- Reign: 1917 to 1937
- Coronation: 1 February 1917
- Predecessor: Rajagopala Krishna Yachendra
- Successor: Velugoti Sarvagna Krishna
- Born: 15 October 1879
- Died: 1937 (aged 57–58)

Names
- Velugoti Govinda Krishna Yachendra
- Dynasty: Velugoti
- Father: Rajagopala Krishna Yachendra
- Religion: Hinduism

= Govinda Krishna Yachendra =

Indian nobleman and politician

Maharaja Lieut. Sir Velugoti Govinda Krishna Yachendra (1879–1937) was an Indian nobleman. He was the Maharaja of Venkatagiri in Nellore district from 1917 to 1937. He was the 29th Maharaja of Venkatagiri.

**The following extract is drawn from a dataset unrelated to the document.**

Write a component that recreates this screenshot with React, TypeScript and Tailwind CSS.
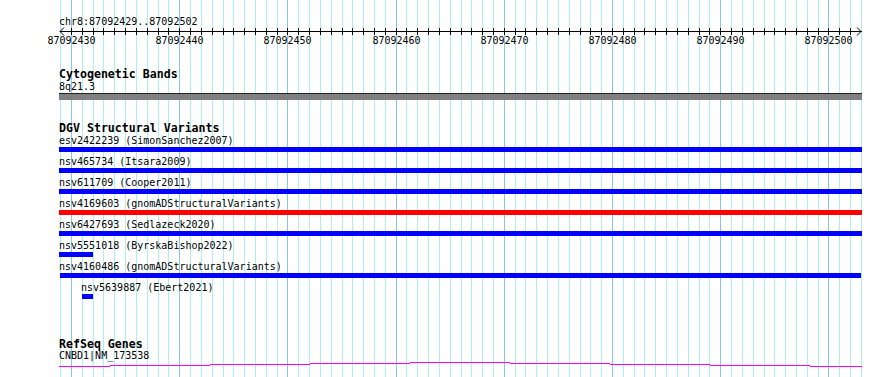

He belonged to the royal Velugoti Dynasty of the Padmanayaka Velamas.

==Installation as King==
The Installation ceremony occurred on 1 February 1917. It was attended by several distinguished guests, some among them being the chief of Ceylon, the Padikura Mudaliyar, N. D. A. Sibra, Wijaya Singh, J. P. U. P. M. and Lama Etanis Wijaya Singhe, the late Honourable Rajahs of Bobbili, Bhadrachalam and Kalahasti.

On the 26th of the same month His Excellency Lord Pentland, the then Governor of Madras paid a visit to Venkatagiri, and laid the Foundation Stone of the Gosha Hospital proposed to be built in the name of Her Imperial Majesty Queen Mary to remove the suffering of women. Building was opened by H.E. Lady Willingdon, on 20 November 1922.

The Rajah was honoured with the Second Lieutenancy in the Indian Land Force, and underwent training for more than a year under the Madras Guards. He is the first Indian Rajah who has been enlisted in British Regiment. In 1919 he was transferred to the Prince of Wales's Leinster Regiment (Royal Canadians) which he had subsequently left owing to its disbandment after the Irish Treaty, and has been re-attached to the Madras Guards.

He is married and had 3 sons. He died in 1937.

==Honours==
On the 19th March, 1920, the Rajah was raised to the rank of Honorary Aide-de-Camp to His Excellency the Governor of Madras. He was made a Knight Commander of the Order of the Indian Empire (KCIE) in January 1922.